The four South-East Asian nations announced the joint initiative in a statement from Singapore’s National Heritage Board (NHB) on Wednesday.

The idea was proposed by Malaysia, but was expanded to include the other three following meetings conducted throughout 2022.

“(The) kebaya has been – and continues to be – a central aspect in the representation and display of cultural heritage and identity for Malay, Peranakan and other communities in Singapore, and is an integral part of our heritage as a multicultural port city, with links across South-East Asia and the world,” said NHB CEO Chang Hwee Nee in the statement.

An upper-body garment traditionally worn by women across South-East Asia, the kebaya has become something of a fashion icon for the region.
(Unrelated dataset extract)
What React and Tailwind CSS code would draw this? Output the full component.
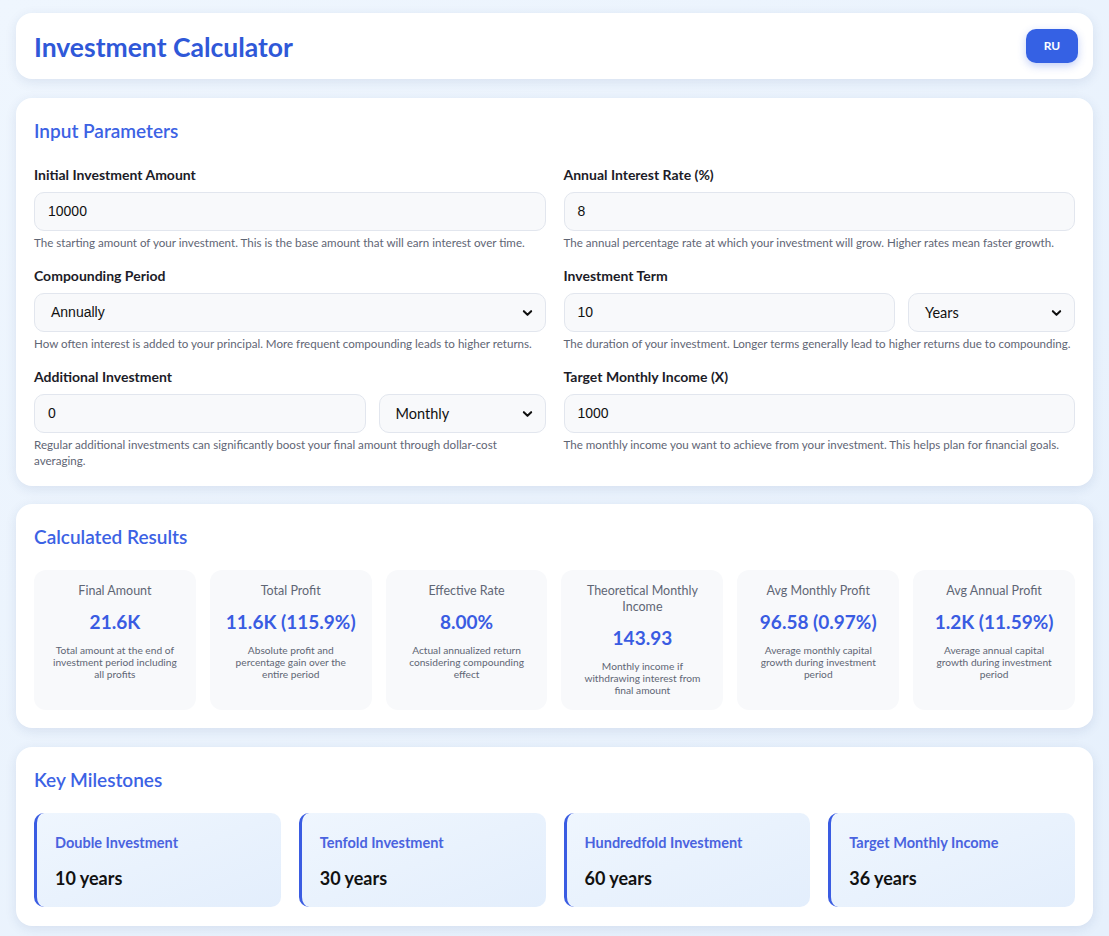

Several flag carriers from the region, notably Singapore Airlines and Garuda Indonesia, have adopted the kebaya as a uniform for their female flight attendants.
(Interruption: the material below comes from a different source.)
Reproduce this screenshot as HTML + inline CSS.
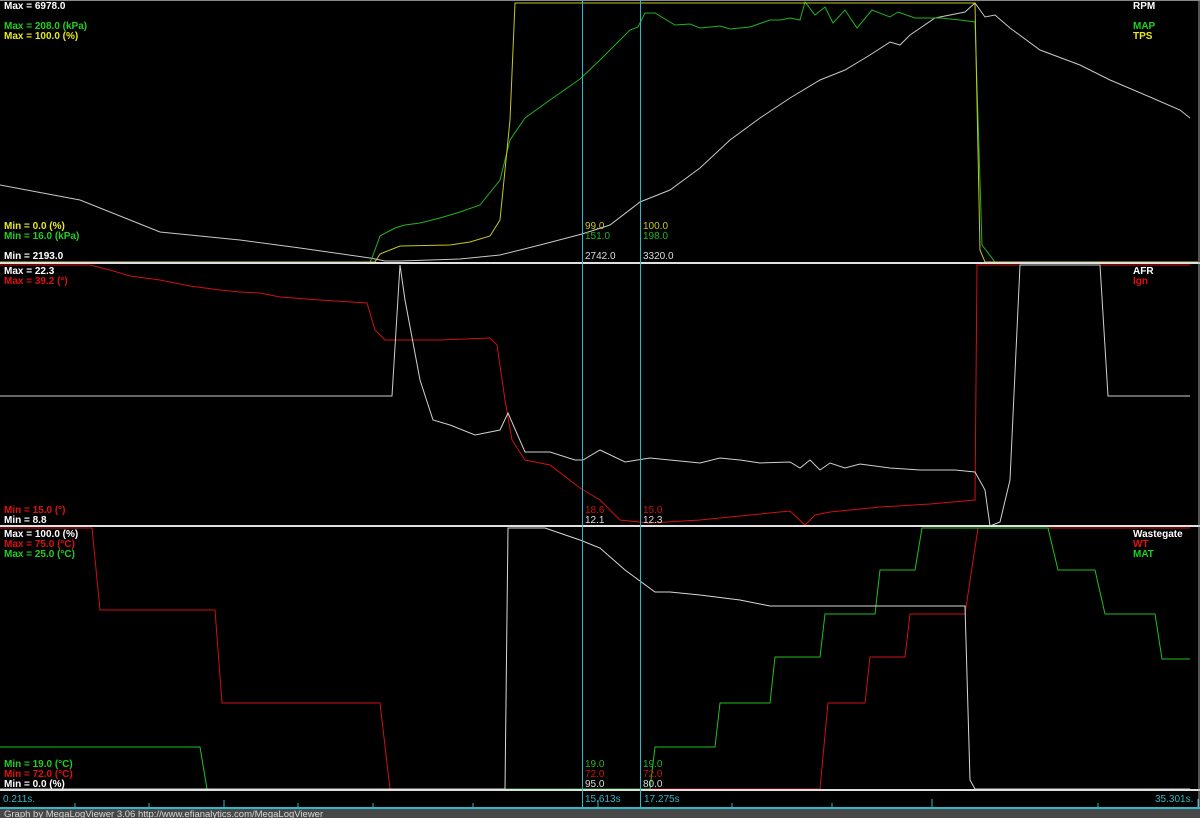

The multinational bid in effect serves as a counterproposal to Indonesia’s own Kebaya Goes to Unesco campaign, for which it is the sole nominating country.

In August, Kompas daily reported that talks of a kebaya joint nomination with Malaysia, Singapore and Brunei faced strong opposition from the Indonesian public and government.

“With many regional variants, the kebaya is more than just an outfit, it contains the philosophy and identity of Indonesian women,” Lana Koentjoro, head of the National Kebaya Day proponent team, was quoted as saying.

That same month, House of Representatives Commission X, which oversees education, sports and tourism, gave its blessing for Indonesia to put forward a single nomination, pointing out that Malaysia had once made a claim to batik before a Unesco ruling in 2009 attributed the dyeing technique, which originated in Java, as Indonesia’s cultural heritage.“The kebaya absolutely belongs to Indonesia and we have to be firm in submitting the kebaya to Unesco as the sole nominee,” House Commission X deputy chairwoman Agustina Wilujeng said at the time.

Unsurprisingly, Indonesians have reacted negatively to the NHB’s announcement, with the institution’s Instagram page being bombarded with comments asserting that the kebaya belongs to Indonesia.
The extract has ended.